Reply with one number: the count of lines in the listing that contain the string "styles".

#### DATASET EXTRACT

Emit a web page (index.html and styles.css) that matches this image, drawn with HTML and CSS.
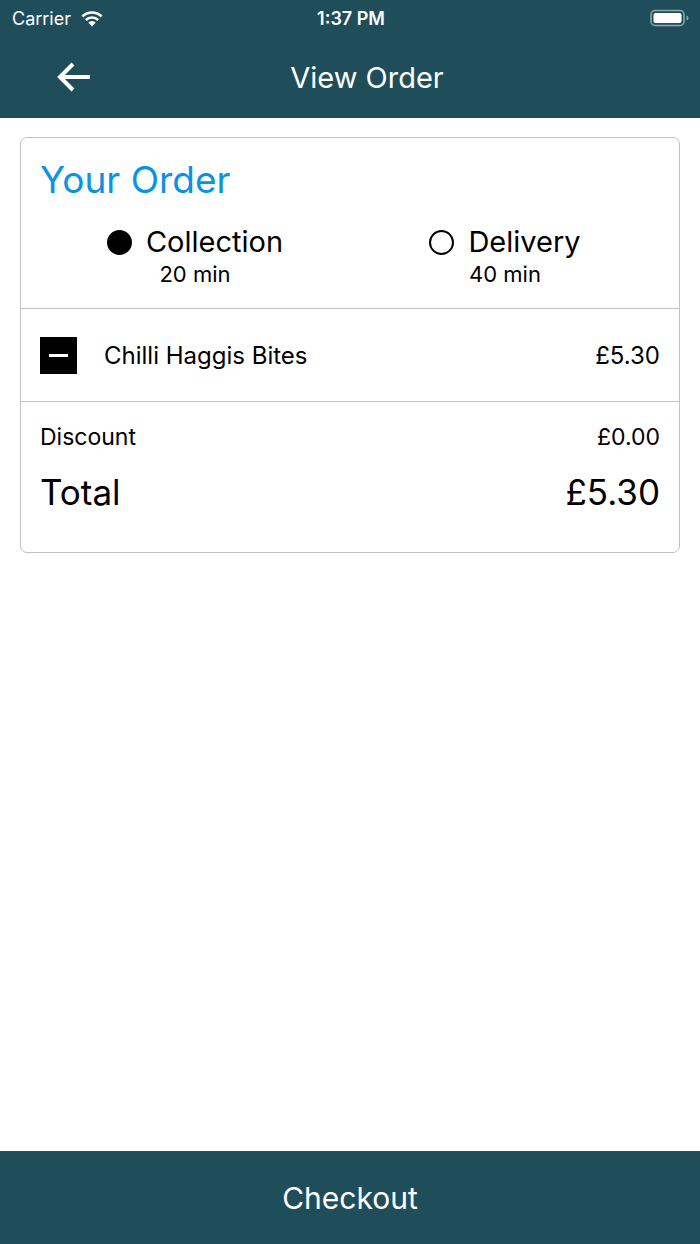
FILE: index.html
```html
<!DOCTYPE html>
<html lang="en">
<head>
    <meta charset="UTF-8">
    <meta name="viewport" content="width=device-width, initial-scale=1.0">
    <title>View Order</title>
    <link rel="stylesheet" href="styles.css">
</head>
<body>

<div class="screen">
    <header class="top">
        <div class="status-bar">
            <div class="status-left">
                <span>Carrier</span>
                <svg class="wifi" width="24" height="17" viewBox="0 0 24 17">
                    <path d="M12 16.5 L8.3 12.6 A5.3 5.3 0 0 1 15.7 12.6 Z" fill="#fff"/>
                    <path d="M4.9 9.1 A10 10 0 0 1 19.1 9.1 L17.3 11 A7.4 7.4 0 0 0 6.7 11 Z" fill="#fff"/>
                    <path d="M1.5 5.6 A14.8 14.8 0 0 1 22.5 5.6 L20.7 7.5 A12.2 12.2 0 0 0 3.3 7.5 Z" fill="#fff"/>
                </svg>
            </div>
            <div class="status-time">1:37 PM</div>
            <div class="status-right">
                <svg width="40" height="18" viewBox="0 0 40 18">
                    <rect x="1" y="1.5" width="33" height="15" rx="4" fill="none" stroke="rgba(255,255,255,0.5)" stroke-width="1.5"/>
                    <rect x="3.5" y="4" width="28" height="10" rx="2" fill="#fff"/>
                    <path d="M36.5 6.5 Q38.5 7 38.5 9 Q38.5 11 36.5 11.5 Z" fill="rgba(255,255,255,0.5)"/>
                </svg>
            </div>
        </div>
        <nav class="nav-bar">
            <svg class="back" width="36" height="32" viewBox="0 0 36 32">
                <path d="M34 16 H5 M17 3 L4 16 L17 29" fill="none" stroke="#fff" stroke-width="4"/>
            </svg>
            <h1 class="title">View Order</h1>
        </nav>
    </header>

    <main class="content">
        <div class="order-card">
            <section class="order-head">
                <h2>Your Order</h2>
                <div class="options">
                    <div class="option">
                        <div class="option-label"><span class="radio checked"></span>Collection</div>
                        <div class="option-time">20 min</div>
                    </div>
                    <div class="option">
                        <div class="option-label"><span class="radio"></span>Delivery</div>
                        <div class="option-time">40 min</div>
                    </div>
                </div>
            </section>

            <section class="order-items">
                <div class="item">
                    <span class="remove"></span>
                    <span class="item-name">Chilli Haggis Bites</span>
                    <span class="item-price">£5.30</span>
                </div>
            </section>

            <section class="order-totals">
                <div class="row discount">
                    <span>Discount</span>
                    <span>£0.00</span>
                </div>
                <div class="row total">
                    <span>Total</span>
                    <span>£5.30</span>
                </div>
            </section>
        </div>
    </main>

    <footer class="checkout">Checkout</footer>
</div>

</body>
</html>
```

FILE: styles.css
```css
body {
    margin: 0;
    font-family: Inter, "Liberation Sans", Arial, sans-serif;
    background-color: #fff;
    color: #000;
}
.screen {
    width: 700px;
    height: 1244px;
    display: flex;
    flex-direction: column;
}
.top {
    background-color: #1f4e5a;
    color: #fff;
    height: 118px;
}
.status-bar {
    height: 36px;
    display: grid;
    grid-template-columns: 1fr auto 1fr;
    align-items: center;
    padding: 0 10px 0 12px;
    font-size: 18px;
}
.status-left {
    display: flex;
    align-items: center;
    gap: 9px;
}
.status-time {
    font-weight: 600;
    font-size: 18px;
}
.status-right {
    display: flex;
    justify-content: flex-end;
}
.nav-bar {
    height: 82px;
    display: flex;
    align-items: center;
    padding: 0 58px 0 56px;
}
.back {
    flex: none;
}
.title {
    flex: 1;
    margin: 0;
    text-align: center;
    font-size: 29px;
    font-weight: 400;
}
.content {
    flex: 1;
    padding: 19px 20px;
}
.order-card {
    border: 1.5px solid #c2c2c2;
    border-radius: 7px;
}
.order-head {
    padding: 20px 19px 19px;
    border-bottom: 1.5px solid #c2c2c2;
}
.order-head h2 {
    margin: 0;
    color: #0a93e0;
    font-size: 37px;
    font-weight: 400;
    line-height: 44px;
}
.options {
    display: grid;
    grid-template-columns: 1fr 1fr;
    margin-top: 23px;
}
.option {
    text-align: center;
}
.option-label {
    display: inline-flex;
    align-items: center;
    gap: 14px;
    font-size: 29px;
    line-height: 34px;
}
.radio {
    width: 25px;
    height: 25px;
    border-radius: 50%;
    border: 2.5px solid #000;
    box-sizing: border-box;
}
.radio.checked {
    background-color: #000;
}
.option-time {
    font-size: 22px;
    line-height: 30px;
}
.order-items {
    padding: 0 19px;
    border-bottom: 1.5px solid #c2c2c2;
}
.item {
    height: 92px;
    display: flex;
    align-items: center;
}
.remove {
    width: 37px;
    height: 37px;
    background-color: #000;
    position: relative;
    margin-right: 27px;
}
.remove::after {
    content: "";
    position: absolute;
    left: 9px;
    right: 9px;
    top: 17px;
    height: 3px;
    background-color: #fff;
}
.item-name {
    flex: 1;
    font-size: 24px;
}
.item-price {
    font-size: 24px;
}
.order-totals {
    padding: 18px 19px 38px;
}
.row {
    display: flex;
    justify-content: space-between;
    align-items: center;
}
.discount {
    font-size: 23px;
    line-height: 34px;
}
.total {
    margin-top: 16px;
    font-size: 35px;
    line-height: 44px;
}
.checkout {
    height: 93px;
    background-color: #1f4e5a;
    color: #fff;
    display: flex;
    align-items: center;
    justify-content: center;
    font-size: 30px;
}
```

########

## REPLY
3